Locked in place inside their homes, an enormous number of Americans took to bread baking to fill the spaces of empty time that the COVID-19 pandemic imposed on their lives — soothing their anxieties by looking over their sourdough starters and letting out their frustrations by kneading the dough by hand. But Alaskans have had a cultural connection to sourdough long before any stay-at-home orders were put in place. In fact, the connection runs so deep that the word has taken on its own meaning among locals.

Local Alaskans use "sourdough" to describe anything and anyone with experience or longevity — even their fellow Alaskans. Referring to themselves and other long-time residents as "sourdoughs," the use is indicative of the sourdough's historic presence in Alaskan society. The tangy, fermented bread fed early 20th-century migrants who came to Alaska with hopes of striking luck in the form of gold or finding work within the state's fruitful fishing and oil industries. But, why sourdough bread and not something else?

Migrants weren't allowed to pass borders without food to sustain them on their journey, and a sack of flour and sourdough starter provided them with more food with less weight by cutting out the extra ingredients other varieties of bread require. In so, identifying as "sourdough" is a mark of pride for locals, suggestive of their survival and resilience. Considering how unimaginably cold winters in Alaska are, however, that wasn't without challenges. Especially if you were surviving on sourdough.

Alaskan sourdough, then and now

Fresh-baked sourdough bread is a treat, but for those traveling to and working in Alaska throughout the late 19th and 20th centuries, it was a necessity. As anyone who has prepared or attempted to prepare sourdough in different environments can attest, the cold Alaskan weather proved a challenge to proofing the starter. Humidity and temperature are two factors that can greatly impact the speed at which the bacteria in the starter feed. If it's warm and humid, your sourdough will proof much faster than normal, if it's cold and dry, it will likely take much longer. However, if it's too warm or too cold — as would've been the case for those in 20th-century Alaska — you run the risk of the bacteria dying.

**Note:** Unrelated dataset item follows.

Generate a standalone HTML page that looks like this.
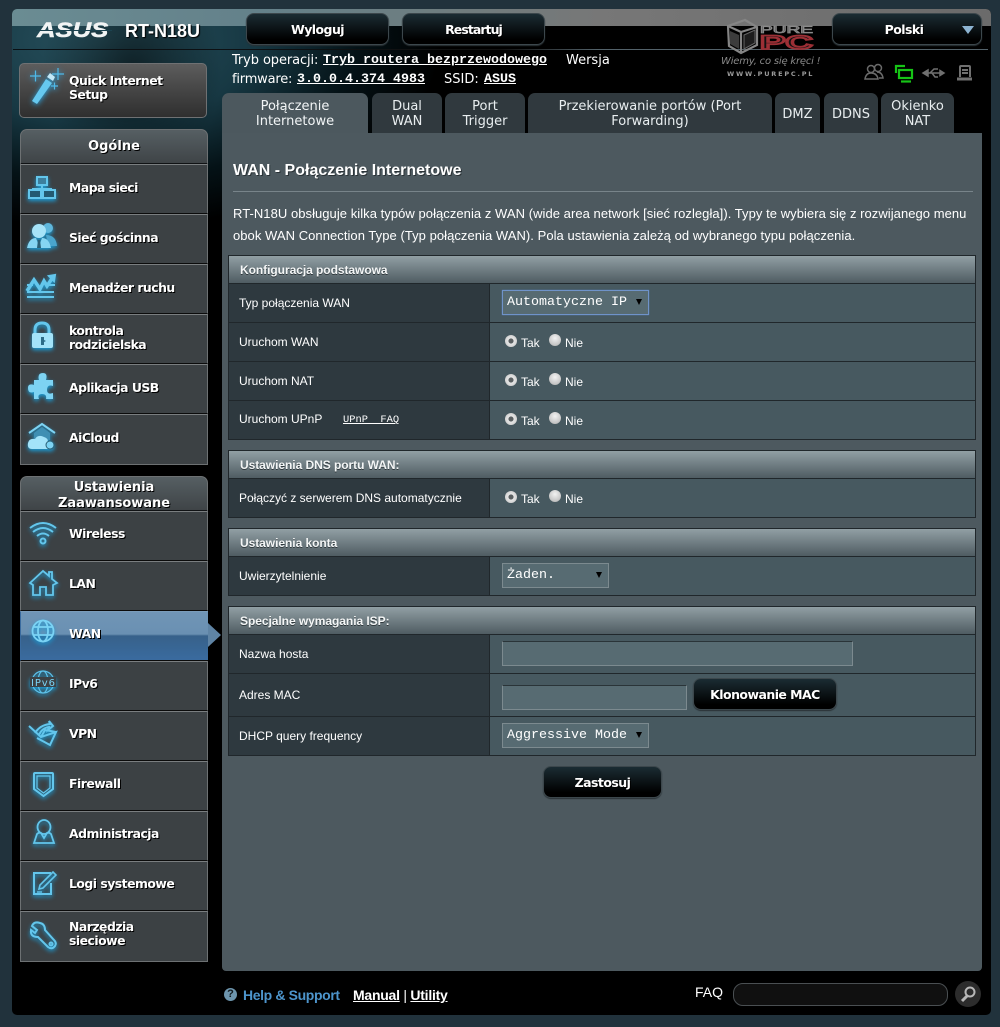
<!DOCTYPE html>
<html lang="pl"><head><meta charset="utf-8"><title>RT-N18U</title>
<style>
*{box-sizing:border-box}
html,body{margin:0;padding:0;width:1000px;height:1027px;overflow:hidden;background:#21323c}
body{position:relative;font-family:"Liberation Sans",sans-serif;color:#fff}
.a{position:absolute}
.frame{left:12px;top:9px;width:979px;height:1006px;background:#000;border-radius:5px;overflow:hidden}
.hb{position:absolute;left:0;top:0;width:979px;height:280px;background:
radial-gradient(ellipse 90px 110px at 120px 60px,rgba(0,0,0,.55),transparent 100%),
radial-gradient(ellipse 340px 190px at 90px 30px,#28525f 0,#173843 45%,rgba(5,20,25,.9) 75%,transparent 100%),#000}
.hb2{position:absolute;left:0;top:0;width:979px;height:17px;background:linear-gradient(90deg,#6a8c93 0,#64818a 25%,#6f7d7f 45%,#777 60%,#6b6b6b 100%)}
.hl{position:absolute;left:1px;top:40px;width:975px;height:1px;background:linear-gradient(90deg,#0a1014 0,#111 50%,#53626a 60%,#53626a 100%)}
.btn{position:absolute;background:linear-gradient(#1b2c33 0,#000 85%);border:1px solid #3c474c;border-radius:8px;box-shadow:0 1px 1px #2a3236;text-align:center;font:bold 12.5px "DejaVu Sans",sans-serif;letter-spacing:-.55px;color:#fff;text-shadow:1px 1px 0 #000}
.v{font-family:"DejaVu Sans",sans-serif}
.m{font-family:"Liberation Mono",monospace}
.hd{position:absolute;left:20px;width:188px;height:36px;background:linear-gradient(#565f63,#3f4447);border:1px solid #6d7173;border-bottom:2px solid #101214;border-radius:7px 7px 0 0;text-align:center;font:bold 13px/16px "DejaVu Sans",sans-serif;color:#fff;text-shadow:1px 1px 0 #000}
.it{position:absolute;left:20px;width:188px;height:50px;background:#3c4144;border-left:1px solid #6d7173;border-right:1px solid #6d7173;border-top:1px solid #7a7e80;border-bottom:1px solid #0b0b0b}
.it.last{border-bottom:1px solid #6d7173}
.it.sel{background:linear-gradient(#7095b6 0,#6a90b2 46%,#37618a 50%,#3a6b9f 100%);border-left-color:#3a6b9f;border-right:none;border-top-color:#7a9cba}
.lb{position:absolute;left:69px;font:bold 12.4px/14px "DejaVu Sans",sans-serif;letter-spacing:-.5px;color:#fff;text-shadow:1px 1px 0 #000;white-space:nowrap}
svg.ic{position:absolute;left:26px;width:32px;height:32px;overflow:visible;filter:drop-shadow(0 2px 2px #1b9ed8)}
.tab{position:absolute;top:93px;height:40px;background:#30393e;border-radius:7px 7px 0 0;text-align:center;font:13px/15px "DejaVu Sans",sans-serif;color:#e9eef0;display:flex;align-items:center;justify-content:center;padding:2px 4px 0}
.tab.on{background:#4c585e;color:#f2f5f6}
.panel{left:222px;top:133px;width:760px;height:838px;background:#4d595f;border-radius:0 0 4px 4px}
.sh{position:absolute;left:228px;width:748px;height:29px;background:linear-gradient(#919fa4 0,#4f5c62 100%);border:1px solid #20272b;font:bold 12px/28px "Liberation Sans",sans-serif;letter-spacing:-.05px;padding-left:11px;color:#f4f6f6;text-shadow:0 1px 0 #30393d}
.r{position:absolute;left:228px;width:748px;background:#475960;border:1px solid #20272b;border-top:none}
.r i{position:absolute;left:0;top:0;bottom:0;width:261px;background:#2e393f;border-right:1px solid #20272b;display:block}
.t{position:absolute;font:12px/14px "Liberation Sans",sans-serif;color:#fff;white-space:nowrap}
.rd{position:absolute;width:12px;height:12px;border-radius:50%;background:radial-gradient(circle at 50% 35%,#f2f2f2,#c4c4c4 70%,#a6a6a6)}
.rd.c{background:radial-gradient(circle,#5a5f61 0,#5a5f61 27%,#e6e6e6 33%,#d2d2d2 70%,#a8a8a8)}
.dd{position:absolute;background:#576b72;border:1px solid #7c8a8f;font:13.33px/23px "Liberation Mono",monospace;color:#fff;padding-left:4px;white-space:nowrap}
.dd b{position:absolute;right:6px;top:8px;width:0;height:0;border-left:3.5px solid transparent;border-right:3.5px solid transparent;border-top:6px solid #000}
.inp{position:absolute;background:#576b72;border:1px solid #7c8a8f;border-top:1px solid #2a3438;height:25px}
</style></head><body>
<div class="a frame">
<div class="hb"></div><div class="hb2"></div><div class="hl"></div>
</div>

<!-- logo -->
<div class="a" style="left:36px;top:17px;width:76px;height:26px;overflow:hidden"><span class="a" style="left:1px;top:0;font:italic bold 21px/28px 'Liberation Sans',sans-serif;color:#f2f4f4;-webkit-text-stroke:.5px #f2f4f4;transform:scaleX(1.22);transform-origin:0 0">ASUS</span><span class="a" style="left:0;top:13px;width:76px;height:1px;background:#1c4350"></span></div>
<div class="a" style="left:125px;top:20px;font:bold 18px/22px 'Liberation Sans',sans-serif;color:#fff;text-shadow:1px 1px 1px #000">RT-N18U</div>

<div class="btn" style="left:246px;top:13px;width:143px;height:32px;line-height:32px">Wyloguj</div>
<div class="btn" style="left:402px;top:13px;width:143px;height:32px;line-height:32px;letter-spacing:-.95px">Restartuj</div>
<div class="btn" style="left:832px;top:13px;width:150px;height:32px;line-height:32px;padding-right:6px">Polski<span class="a" style="left:129px;top:12px;width:0;height:0;border-left:6px solid transparent;border-right:6px solid transparent;border-top:8px solid #8db4d2"></span></div>

<!-- PurePC watermark -->
<svg class="a" style="left:726px;top:18px" width="92" height="38" viewBox="0 0 92 38">
<g fill="none" stroke="#858585" stroke-width="2.200"><path d="M2 8 L19 2 L31 9 L31 27 L15 35 L3 28 Z"/><path d="M2 8 L15 14 L31 9 M15 14 L15 35"/></g>
<path d="M4 13 L13 17 L13 31 L4 26Z" fill="#3c3c3c"/><path d="M18 17 L29 12 L29 25 L18 31Z" fill="#1d1d1d" stroke="#666"/>
<text x="34" y="15" font-family="Liberation Sans,sans-serif" font-size="10" fill="none" stroke="#8a8a8a" stroke-width=".8" textLength="53" lengthAdjust="spacingAndGlyphs">PURE</text>
<text x="34" y="31" font-family="Liberation Sans,sans-serif" font-weight="bold" font-size="19" fill="#111" stroke="#9c2f35" stroke-width="1.800" textLength="53" lengthAdjust="spacingAndGlyphs">PC</text>
</svg>
<div class="a" style="left:721px;top:56px;font:italic 10px/12px 'DejaVu Sans',sans-serif;color:#8a8a8a;white-space:nowrap;letter-spacing:-.2px">Wiemy, co się kręci !</div>
<div class="a" style="left:727px;top:70px;font:bold 6.5px/8px 'DejaVu Sans',sans-serif;color:#9a9a9a;white-space:nowrap;letter-spacing:1.8px">WWW.PUREPC.PL</div>

<!-- status text -->
<div class="a v" style="left:232px;top:53px;font-size:13px;line-height:16px;white-space:nowrap;letter-spacing:-.1px">Tryb operacji:</div>
<div class="a m" style="left:323px;top:53px;font-size:13.33px;line-height:16px;font-weight:bold;text-decoration:underline;white-space:nowrap">Tryb routera bezprzewodowego</div>
<div class="a v" style="left:566px;top:53px;font-size:13px;line-height:16px">Wersja</div>
<div class="a v" style="left:232px;top:72px;font-size:13px;line-height:16px;letter-spacing:-.2px">firmware:</div>
<div class="a m" style="left:297px;top:72px;font-size:13.33px;line-height:16px;font-weight:bold;text-decoration:underline;white-space:nowrap">3.0.0.4.374_4983</div>
<div class="a v" style="left:444px;top:72px;font-size:13px;line-height:16px">SSID:</div>
<div class="a m" style="left:484px;top:72px;font-size:13.33px;line-height:16px;font-weight:bold;text-decoration:underline">ASUS</div>

<!-- status icons -->
<svg class="a" style="left:862px;top:62px" width="125" height="22" viewBox="0 0 125 22" fill="none">
<g stroke="#6a6a6a" stroke-width="1.500"><circle cx="9" cy="7" r="3.500"/><circle cx="16" cy="6" r="3.500"/><path d="M3 17 Q4 11 9 11 Q15 11 16 17 Z"/><path d="M15 10 Q20 10 21 16 L17 16"/></g>
<g stroke="#16c316" stroke-width="2.200"><path d="M34 11 V4 H43"/><rect x="37" y="8" width="13" height="8"/><path d="M39 19.500 H49"/></g>
<g stroke="#707070" stroke-width="1.500"><path d="M62 11 H81"/><path d="M61 11 l5 -3 v6z" fill="#707070"/><path d="M68 11 L72 7 H76 M70 11 L73 15 H76"/><path d="M82 11 l-4 -2.500 v5z" fill="#707070"/></g>
<g stroke="#707070" stroke-width="2"><path d="M98 15 V5 Q98 4 99 4 H107 Q108 4 108 5 V15"/><path d="M100 8 H106 M100 11 H106"/><path d="M95 17 H110" stroke-width="3"/></g>
</svg>

<!-- quick setup -->
<div class="a" style="left:19px;top:63px;width:188px;height:55px;background:linear-gradient(#5d5d5d 0,#454545 50%,#2f2f2f 100%);border:1px solid #6f7173;border-radius:5px"></div>
<svg class="a" style="left:26px;top:66px;filter:drop-shadow(0 1px 3px #2aa8e6)" width="40" height="40" viewBox="0 0 40 40" fill="none">
<path d="M6 35 L20 13 L26 17 L11 38 Z" fill="#66c8ef"/><path d="M21 11 L24 7 L29 11 L27 15 Z" fill="#c3e9f8"/>
<g stroke="#4fb9e8" stroke-width="1.200"><path d="M4 10 H15 M9.500 4.500 V15.500"/><path d="M26 8 H38 M32 2 V14"/><path d="M25 20 H32 M28.500 16.500 V23.500"/></g></svg>
<div class="lb" style="top:74px">Quick Internet<br>Setup</div>

<!-- General menu -->
<div class="hd" style="top:129px;line-height:34px">Ogólne</div>
<div class="it" style="top:164px"></div><div class="lb" style="top:181px">Mapa sieci</div>
<div class="it" style="top:214px"></div><div class="lb" style="top:231px">Sieć gościnna</div>
<div class="it" style="top:264px"></div><div class="lb" style="top:281px">Menadżer ruchu</div>
<div class="it" style="top:314px"></div><div class="lb" style="top:324px">kontrola<br>rodzicielska</div>
<div class="it" style="top:364px"></div><div class="lb" style="top:381px">Aplikacja USB</div>
<div class="it last" style="top:414px;height:51px"></div><div class="lb" style="top:431px">AiCloud</div>

<svg class="ic" style="top:172px" viewBox="0 0 32 32" fill="none" stroke="#63c6ec" stroke-width="2"><rect x="11" y="5" width="10" height="8" fill="#3d7f9d"/><path d="M16 13 V17 M7 20 V17 H25 V20"/><rect x="3" y="18" width="12" height="8" fill="#235a72"/><rect x="17" y="18" width="12" height="8" fill="#235a72"/></svg>
<svg class="ic" style="top:222px" viewBox="0 0 32 32"><circle cx="22" cy="6" r="5" fill="#5fb7dc"/><path d="M20 13 Q30 13 31 24 L22 24Z" fill="#4aa5cd"/><circle cx="13" cy="9" r="7" fill="#a6e3f8"/><path d="M1 26 Q3 16 10 16 L13 24 L16 16 Q23 16 25 26 Z" fill="#85d5f3"/><path d="M12 18 L14 18 L15 26 L11 26Z" fill="#2a5f75"/></svg>
<svg class="ic" style="top:272px" viewBox="0 0 32 32" fill="none" stroke="#63c6ec" stroke-width="2"><path d="M1 19 L8 8 L14 17 L18 9 L21 14 L27 5" stroke-width="3.500"/><path d="M23 4 L29 3 L28 9Z" fill="#63c6ec"/><path d="M1 13 H7 M23 13 H29 M1 20 H28 M1 25 H28"/></svg>
<svg class="ic" style="top:322px" viewBox="0 0 32 32"><path d="M9 12 V8 Q9 1 16 1 Q23 1 23 8 V12" fill="none" stroke="#63c6ec" stroke-width="3"/><rect x="6" y="11" width="21" height="15" rx="2" fill="#a3e3f9"/><path d="M15 15 h3 v3 l2 1 l-2 1 v3 h-3z" fill="#2d6c88"/></svg>
<svg class="ic" style="top:372px" viewBox="0 0 32 32"><path d="M8 8 H13 Q11 1 17 1 Q22 1 20 8 H27 V14 Q21 12 21 18 Q21 23 27 21 V27 H20 Q21 22 16 22 Q11 22 13 27 H8 V20 Q2 22 2 16 Q2 11 8 13 Z" fill="#7dd3f3"/></svg>
<svg class="ic" style="top:422px" viewBox="0 0 32 32"><path d="M3 11 L16 2 L29 11" fill="none" stroke="#7dd3f3" stroke-width="2"/><path d="M8 11 L16 5 L24 11 V18 H8Z" fill="#3f8fb3"/><path d="M6 27 Q1 27 2 21 Q3 16 9 17 Q12 12 18 15 Q22 16 22 20 L26 27Z" fill="#a3e3f9"/><circle cx="24" cy="23" r="4" fill="#7dd3f3" stroke="#2a5f75"/></svg>

<!-- Advanced -->
<div class="hd" style="top:476px;padding-top:3px;letter-spacing:-.05px">Ustawienia<br>Zaawansowane</div>
<div class="it" style="top:511px"></div><div class="lb" style="top:527px">Wireless</div>
<div class="it" style="top:561px"></div><div class="lb" style="top:577px">LAN</div>
<div class="it sel" style="top:611px"></div><div class="lb" style="top:627px">WAN</div>
<div class="a" style="left:208px;top:623px;width:0;height:0;border-top:12px solid transparent;border-bottom:12px solid transparent;border-left:13px solid #5f84a5"></div>
<div class="it" style="top:661px"></div><div class="lb" style="top:677px">IPv6</div>
<div class="it" style="top:711px"></div><div class="lb" style="top:727px">VPN</div>
<div class="it" style="top:761px"></div><div class="lb" style="top:777px">Firewall</div>
<div class="it" style="top:811px"></div><div class="lb" style="top:827px">Administracja</div>
<div class="it" style="top:861px"></div><div class="lb" style="top:877px">Logi systemowe</div>
<div class="it last" style="top:911px;height:51px"></div><div class="lb" style="top:920px">Narzędzia<br>sieciowe</div>

<svg class="ic" style="top:519px" viewBox="0 0 32 32" fill="none" stroke="#63c6ec" stroke-width="2"><path d="M4 9 Q17 -1 30 9"/><path d="M7 13 Q17 5 27 13"/><path d="M11 17 Q17 12 23 17"/><circle cx="17" cy="22" r="2.500"/></svg>
<svg class="ic" style="top:569px" viewBox="0 0 32 32" fill="none" stroke="#63c6ec" stroke-width="1.800"><path d="M4 14 L17 2 L23 7 V3 H26 V10 L31 14 L27 16 V26 H20 V18 H14 V26 H7 V16 Z"/></svg>
<svg class="ic" style="top:619px" viewBox="0 0 32 32" fill="none" stroke="#7ad3f5" stroke-width="1.800"><circle cx="17" cy="12" r="10.500"/><ellipse cx="17" cy="12" rx="5" ry="10.500"/><path d="M7 8 H27 M7 16 H27"/></svg>
<svg class="ic" style="top:669px" viewBox="0 0 32 32" fill="none" stroke="#5cc0e8" stroke-width="1.200"><circle cx="17" cy="13" r="11"/><ellipse cx="17" cy="13" rx="5" ry="11"/><rect x="4" y="8" width="26" height="10" fill="#3c4144" stroke="none"/><text x="17" y="17" text-anchor="middle" font-family="DejaVu Sans,sans-serif" font-size="10" fill="#7ad3f5" stroke="none" textLength="24">IPv6</text></svg>
<svg class="ic" style="top:719px" viewBox="0 0 32 32" fill="none" stroke="#63c6ec" stroke-width="2"><path d="M3 7 L15 18 L30 13 L24 26 L11 19"/><path d="M9 14 Q14 6 24 5 L23 2 L27 7 L22 11 L23 8 Q16 9 13 16"/><path d="M15 18 L19 11 L30 13"/></svg>
<svg class="ic" style="top:769px" viewBox="0 0 32 32" fill="none" stroke="#63c6ec" stroke-width="2"><path d="M8 5 Q8 4 9 4 H26 Q27 4 27 5 V20 L17.500 27 L8 20 Z"/><path d="M11 7 H24 V19 L17.500 24 L11 19 Z" stroke-width="1.200"/></svg>
<svg class="ic" style="top:819px" viewBox="0 0 32 32" fill="none" stroke="#63c6ec" stroke-width="1.800"><ellipse cx="18" cy="8" rx="6.500" ry="7"/><path d="M8 24 L11 15 Q13 13 15 14 L18 19 L21 14 Q23 13 25 15 L28 24 Z"/></svg>
<svg class="ic" style="top:869px" viewBox="0 0 32 32" fill="none" stroke="#63c6ec" stroke-width="2"><path d="M25 14 V25 H8 V4 H25"/><path d="M13 20 L14 16 L27 3 L30 6 L17 19Z" stroke-width="1.600"/><path d="M11 23 H16" stroke-width="1.400"/></svg>
<svg class="ic" style="top:919px" viewBox="0 0 32 32" fill="none" stroke="#63c6ec" stroke-width="2"><path d="M14 4 Q8 2 6 7 L11 11 L9 14 L5 11 Q4 18 12 18 L22 28 Q26 31 29 27 Q31 24 28 21 L19 11 Q19 5 14 4Z"/><circle cx="25" cy="25" r="1.500"/></svg>

<!-- tabs -->
<div class="tab on" style="left:222px;width:146px">Połączenie<br>Internetowe</div>
<div class="tab" style="left:372px;width:70px">Dual<br>WAN</div>
<div class="tab" style="left:445px;width:80px">Port<br>Trigger</div>
<div class="tab" style="left:528px;width:244px">Przekierowanie portów (Port<br>Forwarding)</div>
<div class="tab" style="left:775px;width:45px">DMZ</div>
<div class="tab" style="left:824px;width:54px">DDNS</div>
<div class="tab" style="left:881px;width:73px">Okienko<br>NAT</div>

<!-- panel -->
<div class="a panel"></div>
<div class="a" style="left:233px;top:161px;font:bold 16px/19px 'Liberation Sans',sans-serif;color:#fff;text-shadow:1px 1px 0 #2a3236;white-space:nowrap">WAN - Połączenie Internetowe</div>
<div class="a" style="left:233px;top:191px;width:740px;height:1px;background:#78848a"></div>
<div class="a" style="left:233px;top:203px;width:740px;font:13px/22px 'Liberation Sans',sans-serif;letter-spacing:.05px;color:#fff;white-space:nowrap">RT-N18U obsługuje kilka typów połączenia z WAN (wide area network [sieć rozległa]). Typy te wybiera się z rozwijanego menu<br>obok WAN Connection Type (Typ połączenia WAN). Pola ustawienia zależą od wybranego typu połączenia.</div>

<!-- sec 1 -->
<div class="sh" style="top:255px">Konfiguracja podstawowa</div>
<div class="r" style="top:284px;height:39px"><i></i></div>
<div class="r" style="top:323px;height:39px"><i></i></div>
<div class="r" style="top:362px;height:39px"><i></i></div>
<div class="r" style="top:401px;height:39px"><i></i></div>
<div class="t" style="left:239px;top:296px">Typ połączenia WAN</div>
<div class="t" style="left:239px;top:335px">Uruchom WAN</div>
<div class="t" style="left:239px;top:374px">Uruchom NAT</div>
<div class="t" style="left:239px;top:412px">Uruchom UPnP</div>
<div class="a m" style="left:343px;top:413px;font-size:10.4px;line-height:14px;text-decoration:underline;white-space:pre">UPnP  FAQ</div>
<div class="dd" style="left:502px;top:290px;width:147px;height:25px;border:1px solid #6f93c9;box-shadow:0 0 1px #5b85c4">Automatyczne IP<b></b></div>

<div class="rd c" style="left:505px;top:335px"></div><div class="t" style="left:521px;top:336px">Tak</div><div class="rd" style="left:549px;top:334px"></div><div class="t" style="left:565px;top:336px">Nie</div>
<div class="rd c" style="left:505px;top:374px"></div><div class="t" style="left:521px;top:375px">Tak</div><div class="rd" style="left:549px;top:373px"></div><div class="t" style="left:565px;top:375px">Nie</div>
<div class="rd c" style="left:505px;top:413px"></div><div class="t" style="left:521px;top:414px">Tak</div><div class="rd" style="left:549px;top:412px"></div><div class="t" style="left:565px;top:414px">Nie</div>

<!-- sec 2 -->
<div class="sh" style="top:450px">Ustawienia DNS portu WAN:</div>
<div class="r" style="top:479px;height:39px"><i></i></div>
<div class="t" style="left:239px;top:491px">Połączyć z serwerem DNS automatycznie</div>
<div class="rd c" style="left:505px;top:491px"></div><div class="t" style="left:521px;top:492px">Tak</div><div class="rd" style="left:549px;top:490px"></div><div class="t" style="left:565px;top:492px">Nie</div>

<!-- sec 3 -->
<div class="sh" style="top:528px">Ustawienia konta</div>
<div class="r" style="top:557px;height:39px"><i></i></div>
<div class="t" style="left:239px;top:569px">Uwierzytelnienie</div>
<div class="dd" style="left:502px;top:563px;width:107px;height:25px">Żaden.<b></b></div>

<!-- sec 4 -->
<div class="sh" style="top:606px">Specjalne wymagania ISP:</div>
<div class="r" style="top:635px;height:39px"><i></i></div>
<div class="r" style="top:674px;height:43px"><i></i></div>
<div class="r" style="top:717px;height:39px"><i></i></div>
<div class="t" style="left:239px;top:647px">Nazwa hosta</div>
<div class="t" style="left:239px;top:688px">Adres MAC</div>
<div class="t" style="left:239px;top:729px">DHCP query frequency</div>
<div class="inp" style="left:502px;top:641px;width:351px"></div>
<div class="inp" style="left:502px;top:685px;width:185px"></div>
<div class="btn" style="left:693px;top:678px;width:144px;height:32px;line-height:32px">Klonowanie MAC</div>
<div class="dd" style="left:502px;top:723px;width:147px;height:25px">Aggressive Mode<b></b></div>
<div class="btn" style="left:543px;top:766px;width:119px;height:32px;line-height:32px">Zastosuj</div>

<!-- footer -->
<div class="a" style="left:224px;top:988px;width:13px;height:13px;border-radius:50%;background:#6d95ad;color:#10181c;font:bold 11px/13px 'Liberation Sans',sans-serif;text-align:center">?</div>
<div class="a" style="left:243px;top:987px;font:bold 14px/16px 'Liberation Sans',sans-serif;letter-spacing:-.37px;color:#4d95cc;white-space:nowrap">Help &amp; Support</div>
<div class="a" style="left:353px;top:987px;font:bold 14px/16px 'Liberation Sans',sans-serif;letter-spacing:-.25px;color:#fff;white-space:nowrap"><u>Manual</u> <span style="font-weight:normal">|</span> <u>Utility</u></div>
<div class="a" style="left:695px;top:984px;font:14px/16px 'Liberation Sans',sans-serif;color:#fff">FAQ</div>
<div class="a" style="left:733px;top:983px;width:215px;height:23px;border-radius:10px;border:1px solid #4a4f52;background:#101010"></div>
<svg class="a" style="left:955px;top:981px" width="26" height="26" viewBox="0 0 26 26"><circle cx="13" cy="13" r="13" fill="#2c2c2c"/><circle cx="15" cy="11" r="4.500" fill="none" stroke="#b8b8b8" stroke-width="2"/><path d="M12 15 L7 20" stroke="#b8b8b8" stroke-width="3"/></svg>
</body></html>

As a result, there are many stories of men cuddling their starters to keep them from freezing overnight or carrying them with them, tucked inside their wool shirts to keep them warm while they were busy at work. In so, not only is the friendly, "sourdough" nickname a monicker of long-time residency in Alaska, but a symbol of acclamation to the region's challenging, yet character-building, environment. In so, sourdough — both as a bread and a moniker — remains a mark of honor for Alaskan people. Today, Alaska's indigenous community has even come to adopt the bread, while local restaurants mark the specific age of sourdough as a badge of quality.